++++ SOURCE MATERIAL ++++
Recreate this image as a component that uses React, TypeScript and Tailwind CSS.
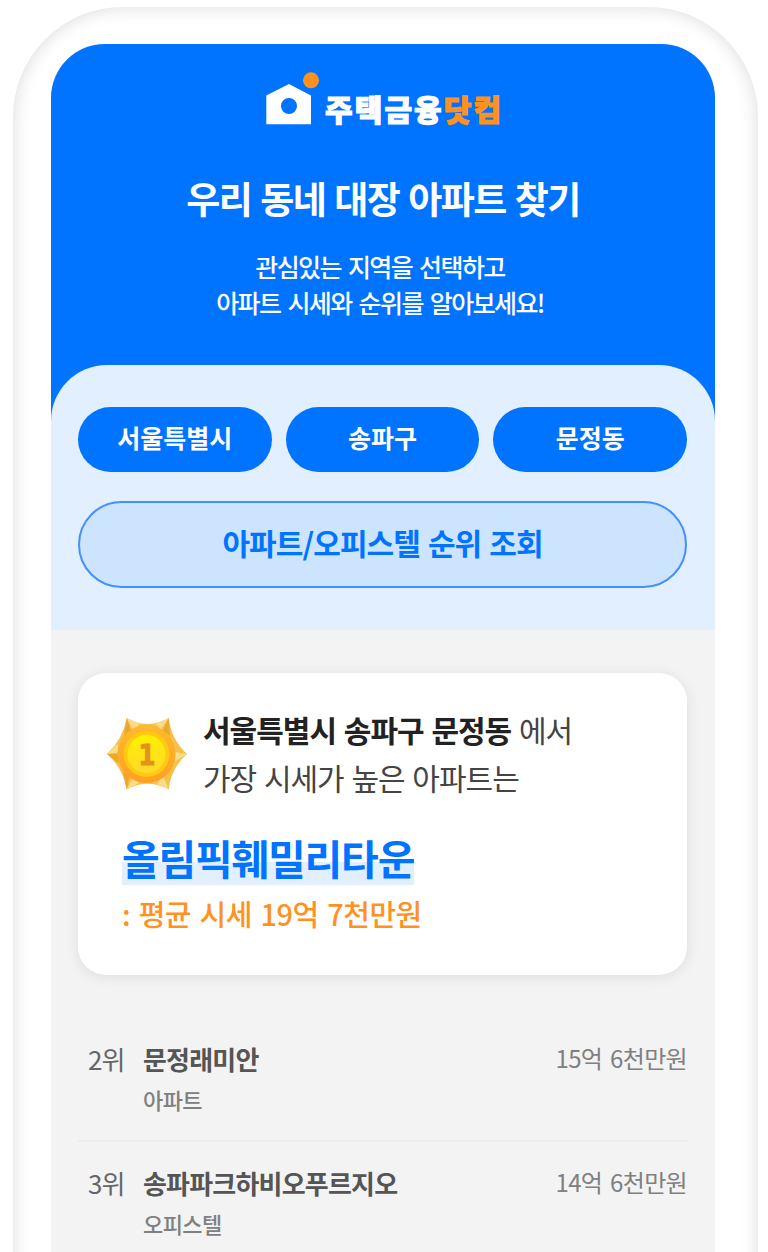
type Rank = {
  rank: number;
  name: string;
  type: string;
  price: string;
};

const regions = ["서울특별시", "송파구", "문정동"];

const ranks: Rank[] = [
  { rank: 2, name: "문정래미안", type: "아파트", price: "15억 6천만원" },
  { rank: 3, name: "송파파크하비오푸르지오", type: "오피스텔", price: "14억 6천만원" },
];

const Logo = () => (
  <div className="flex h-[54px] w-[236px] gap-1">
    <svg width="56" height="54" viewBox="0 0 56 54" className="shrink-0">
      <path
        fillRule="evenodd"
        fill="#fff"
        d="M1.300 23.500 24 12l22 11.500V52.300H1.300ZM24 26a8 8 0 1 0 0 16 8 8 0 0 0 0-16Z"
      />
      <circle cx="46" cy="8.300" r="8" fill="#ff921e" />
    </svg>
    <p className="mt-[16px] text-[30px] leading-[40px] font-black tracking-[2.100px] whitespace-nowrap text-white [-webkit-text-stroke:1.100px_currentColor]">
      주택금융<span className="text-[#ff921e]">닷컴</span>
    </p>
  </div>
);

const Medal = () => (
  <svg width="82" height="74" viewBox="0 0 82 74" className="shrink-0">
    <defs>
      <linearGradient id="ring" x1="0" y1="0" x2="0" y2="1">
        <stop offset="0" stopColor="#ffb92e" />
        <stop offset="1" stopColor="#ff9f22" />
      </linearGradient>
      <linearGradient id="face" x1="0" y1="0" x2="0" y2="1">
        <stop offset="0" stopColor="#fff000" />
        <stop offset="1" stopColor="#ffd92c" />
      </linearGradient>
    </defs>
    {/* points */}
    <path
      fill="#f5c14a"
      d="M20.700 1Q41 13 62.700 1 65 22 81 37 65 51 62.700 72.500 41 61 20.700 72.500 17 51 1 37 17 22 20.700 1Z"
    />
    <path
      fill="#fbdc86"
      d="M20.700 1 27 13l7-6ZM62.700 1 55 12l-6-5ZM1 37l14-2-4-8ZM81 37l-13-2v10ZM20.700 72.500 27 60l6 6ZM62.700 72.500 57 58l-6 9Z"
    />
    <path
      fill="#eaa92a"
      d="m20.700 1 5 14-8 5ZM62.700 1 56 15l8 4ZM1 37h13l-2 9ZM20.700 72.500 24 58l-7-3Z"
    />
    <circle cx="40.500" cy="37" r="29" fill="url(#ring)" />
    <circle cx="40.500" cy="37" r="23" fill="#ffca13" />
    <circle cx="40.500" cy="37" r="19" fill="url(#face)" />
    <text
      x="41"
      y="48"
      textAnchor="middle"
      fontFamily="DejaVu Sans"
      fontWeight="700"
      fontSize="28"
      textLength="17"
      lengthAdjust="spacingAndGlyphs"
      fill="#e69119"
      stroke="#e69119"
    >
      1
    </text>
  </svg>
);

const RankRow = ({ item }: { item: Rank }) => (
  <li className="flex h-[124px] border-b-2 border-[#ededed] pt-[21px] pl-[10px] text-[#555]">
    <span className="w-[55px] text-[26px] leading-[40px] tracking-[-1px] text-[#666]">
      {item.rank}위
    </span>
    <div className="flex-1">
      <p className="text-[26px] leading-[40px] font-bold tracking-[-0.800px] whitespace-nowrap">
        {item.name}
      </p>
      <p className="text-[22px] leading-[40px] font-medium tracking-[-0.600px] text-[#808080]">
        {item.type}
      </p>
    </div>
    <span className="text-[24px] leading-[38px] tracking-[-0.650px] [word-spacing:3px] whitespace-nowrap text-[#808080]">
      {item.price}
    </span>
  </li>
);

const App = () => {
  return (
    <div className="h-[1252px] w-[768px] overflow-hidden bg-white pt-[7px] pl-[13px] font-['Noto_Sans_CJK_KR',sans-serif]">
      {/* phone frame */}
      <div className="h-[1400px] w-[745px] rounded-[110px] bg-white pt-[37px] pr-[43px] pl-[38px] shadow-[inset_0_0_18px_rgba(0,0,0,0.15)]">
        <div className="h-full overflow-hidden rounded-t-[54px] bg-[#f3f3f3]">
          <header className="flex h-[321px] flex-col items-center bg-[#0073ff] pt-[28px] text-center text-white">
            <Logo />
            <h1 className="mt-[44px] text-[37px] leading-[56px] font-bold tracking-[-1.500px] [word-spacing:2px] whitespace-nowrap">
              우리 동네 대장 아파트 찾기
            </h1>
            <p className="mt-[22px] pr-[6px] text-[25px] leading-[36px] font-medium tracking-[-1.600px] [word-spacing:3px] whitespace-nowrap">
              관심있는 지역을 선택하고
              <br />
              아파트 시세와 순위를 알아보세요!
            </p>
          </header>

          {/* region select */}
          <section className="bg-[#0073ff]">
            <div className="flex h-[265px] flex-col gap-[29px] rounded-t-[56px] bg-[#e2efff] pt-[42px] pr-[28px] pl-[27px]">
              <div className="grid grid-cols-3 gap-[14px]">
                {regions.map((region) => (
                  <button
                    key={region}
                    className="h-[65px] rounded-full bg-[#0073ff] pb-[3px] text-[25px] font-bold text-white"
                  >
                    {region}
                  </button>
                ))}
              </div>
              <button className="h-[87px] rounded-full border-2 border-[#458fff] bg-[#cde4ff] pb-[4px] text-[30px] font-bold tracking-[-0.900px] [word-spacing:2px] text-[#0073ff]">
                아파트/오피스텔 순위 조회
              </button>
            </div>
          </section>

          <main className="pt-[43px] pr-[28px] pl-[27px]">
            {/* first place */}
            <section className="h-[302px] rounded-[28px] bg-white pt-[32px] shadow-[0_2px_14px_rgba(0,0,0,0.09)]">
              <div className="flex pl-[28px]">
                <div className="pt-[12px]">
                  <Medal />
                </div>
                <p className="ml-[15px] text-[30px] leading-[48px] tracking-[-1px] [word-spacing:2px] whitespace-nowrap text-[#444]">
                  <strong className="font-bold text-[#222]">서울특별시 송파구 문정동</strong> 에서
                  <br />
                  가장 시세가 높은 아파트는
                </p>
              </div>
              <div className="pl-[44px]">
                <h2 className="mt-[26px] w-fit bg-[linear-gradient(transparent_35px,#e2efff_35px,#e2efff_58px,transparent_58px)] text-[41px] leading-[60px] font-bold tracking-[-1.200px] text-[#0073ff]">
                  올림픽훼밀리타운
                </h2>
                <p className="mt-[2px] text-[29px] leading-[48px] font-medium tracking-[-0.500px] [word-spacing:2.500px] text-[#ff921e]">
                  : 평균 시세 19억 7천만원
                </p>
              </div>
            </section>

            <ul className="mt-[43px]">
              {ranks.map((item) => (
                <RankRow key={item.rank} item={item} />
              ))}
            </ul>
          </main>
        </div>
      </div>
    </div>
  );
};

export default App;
++++
» GIVEN REQUEST
Make an exact copy of the data above, pictures excluded.

» EXERCISE SOLUTION
Recreate this image as a component that uses React, TypeScript and Tailwind CSS.
type Rank = {
  rank: number;
  name: string;
  type: string;
  price: string;
};

const regions = ["서울특별시", "송파구", "문정동"];

const ranks: Rank[] = [
  { rank: 2, name: "문정래미안", type: "아파트", price: "15억 6천만원" },
  { rank: 3, name: "송파파크하비오푸르지오", type: "오피스텔", price: "14억 6천만원" },
];

const Logo = () => (
  <div className="flex h-[54px] w-[236px] gap-1">
    <svg width="56" height="54" viewBox="0 0 56 54" className="shrink-0">
      <path
        fillRule="evenodd"
        fill="#fff"
        d="M1.300 23.500 24 12l22 11.500V52.300H1.300ZM24 26a8 8 0 1 0 0 16 8 8 0 0 0 0-16Z"
      />
      <circle cx="46" cy="8.300" r="8" fill="#ff921e" />
    </svg>
    <p className="mt-[16px] text-[30px] leading-[40px] font-black tracking-[2.100px] whitespace-nowrap text-white [-webkit-text-stroke:1.100px_currentColor]">
      주택금융<span className="text-[#ff921e]">닷컴</span>
    </p>
  </div>
);

const Medal = () => (
  <svg width="82" height="74" viewBox="0 0 82 74" className="shrink-0">
    <defs>
      <linearGradient id="ring" x1="0" y1="0" x2="0" y2="1">
        <stop offset="0" stopColor="#ffb92e" />
        <stop offset="1" stopColor="#ff9f22" />
      </linearGradient>
      <linearGradient id="face" x1="0" y1="0" x2="0" y2="1">
        <stop offset="0" stopColor="#fff000" />
        <stop offset="1" stopColor="#ffd92c" />
      </linearGradient>
    </defs>
    {/* points */}
    <path
      fill="#f5c14a"
      d="M20.700 1Q41 13 62.700 1 65 22 81 37 65 51 62.700 72.500 41 61 20.700 72.500 17 51 1 37 17 22 20.700 1Z"
    />
    <path
      fill="#fbdc86"
      d="M20.700 1 27 13l7-6ZM62.700 1 55 12l-6-5ZM1 37l14-2-4-8ZM81 37l-13-2v10ZM20.700 72.500 27 60l6 6ZM62.700 72.500 57 58l-6 9Z"
    />
    <path
      fill="#eaa92a"
      d="m20.700 1 5 14-8 5ZM62.700 1 56 15l8 4ZM1 37h13l-2 9ZM20.700 72.500 24 58l-7-3Z"
    />
    <circle cx="40.500" cy="37" r="29" fill="url(#ring)" />
    <circle cx="40.500" cy="37" r="23" fill="#ffca13" />
    <circle cx="40.500" cy="37" r="19" fill="url(#face)" />
    <text
      x="41"
      y="48"
      textAnchor="middle"
      fontFamily="DejaVu Sans"
      fontWeight="700"
      fontSize="28"
      textLength="17"
      lengthAdjust="spacingAndGlyphs"
      fill="#e69119"
      stroke="#e69119"
    >
      1
    </text>
  </svg>
);

const RankRow = ({ item }: { item: Rank }) => (
  <li className="flex h-[124px] border-b-2 border-[#ededed] pt-[21px] pl-[10px] text-[#555]">
    <span className="w-[55px] text-[26px] leading-[40px] tracking-[-1px] text-[#666]">
      {item.rank}위
    </span>
    <div className="flex-1">
      <p className="text-[26px] leading-[40px] font-bold tracking-[-0.800px] whitespace-nowrap">
        {item.name}
      </p>
      <p className="text-[22px] leading-[40px] font-medium tracking-[-0.600px] text-[#808080]">
        {item.type}
      </p>
    </div>
    <span className="text-[24px] leading-[38px] tracking-[-0.650px] [word-spacing:3px] whitespace-nowrap text-[#808080]">
      {item.price}
    </span>
  </li>
);

const App = () => {
  return (
    <div className="h-[1252px] w-[768px] overflow-hidden bg-white pt-[7px] pl-[13px] font-['Noto_Sans_CJK_KR',sans-serif]">
      {/* phone frame */}
      <div className="h-[1400px] w-[745px] rounded-[110px] bg-white pt-[37px] pr-[43px] pl-[38px] shadow-[inset_0_0_18px_rgba(0,0,0,0.15)]">
        <div className="h-full overflow-hidden rounded-t-[54px] bg-[#f3f3f3]">
          <header className="flex h-[321px] flex-col items-center bg-[#0073ff] pt-[28px] text-center text-white">
            <Logo />
            <h1 className="mt-[44px] text-[37px] leading-[56px] font-bold tracking-[-1.500px] [word-spacing:2px] whitespace-nowrap">
              우리 동네 대장 아파트 찾기
            </h1>
            <p className="mt-[22px] pr-[6px] text-[25px] leading-[36px] font-medium tracking-[-1.600px] [word-spacing:3px] whitespace-nowrap">
              관심있는 지역을 선택하고
              <br />
              아파트 시세와 순위를 알아보세요!
            </p>
          </header>

          {/* region select */}
          <section className="bg-[#0073ff]">
            <div className="flex h-[265px] flex-col gap-[29px] rounded-t-[56px] bg-[#e2efff] pt-[42px] pr-[28px] pl-[27px]">
              <div className="grid grid-cols-3 gap-[14px]">
                {regions.map((region) => (
                  <button
                    key={region}
                    className="h-[65px] rounded-full bg-[#0073ff] pb-[3px] text-[25px] font-bold text-white"
                  >
                    {region}
                  </button>
                ))}
              </div>
              <button className="h-[87px] rounded-full border-2 border-[#458fff] bg-[#cde4ff] pb-[4px] text-[30px] font-bold tracking-[-0.900px] [word-spacing:2px] text-[#0073ff]">
                아파트/오피스텔 순위 조회
              </button>
            </div>
          </section>

          <main className="pt-[43px] pr-[28px] pl-[27px]">
            {/* first place */}
            <section className="h-[302px] rounded-[28px] bg-white pt-[32px] shadow-[0_2px_14px_rgba(0,0,0,0.09)]">
              <div className="flex pl-[28px]">
                <div className="pt-[12px]">
                  <Medal />
                </div>
                <p className="ml-[15px] text-[30px] leading-[48px] tracking-[-1px] [word-spacing:2px] whitespace-nowrap text-[#444]">
                  <strong className="font-bold text-[#222]">서울특별시 송파구 문정동</strong> 에서
                  <br />
                  가장 시세가 높은 아파트는
                </p>
              </div>
              <div className="pl-[44px]">
                <h2 className="mt-[26px] w-fit bg-[linear-gradient(transparent_35px,#e2efff_35px,#e2efff_58px,transparent_58px)] text-[41px] leading-[60px] font-bold tracking-[-1.200px] text-[#0073ff]">
                  올림픽훼밀리타운
                </h2>
                <p className="mt-[2px] text-[29px] leading-[48px] font-medium tracking-[-0.500px] [word-spacing:2.500px] text-[#ff921e]">
                  : 평균 시세 19억 7천만원
                </p>
              </div>
            </section>

            <ul className="mt-[43px]">
              {ranks.map((item) => (
                <RankRow key={item.rank} item={item} />
              ))}
            </ul>
          </main>
        </div>
      </div>
    </div>
  );
};

export default App;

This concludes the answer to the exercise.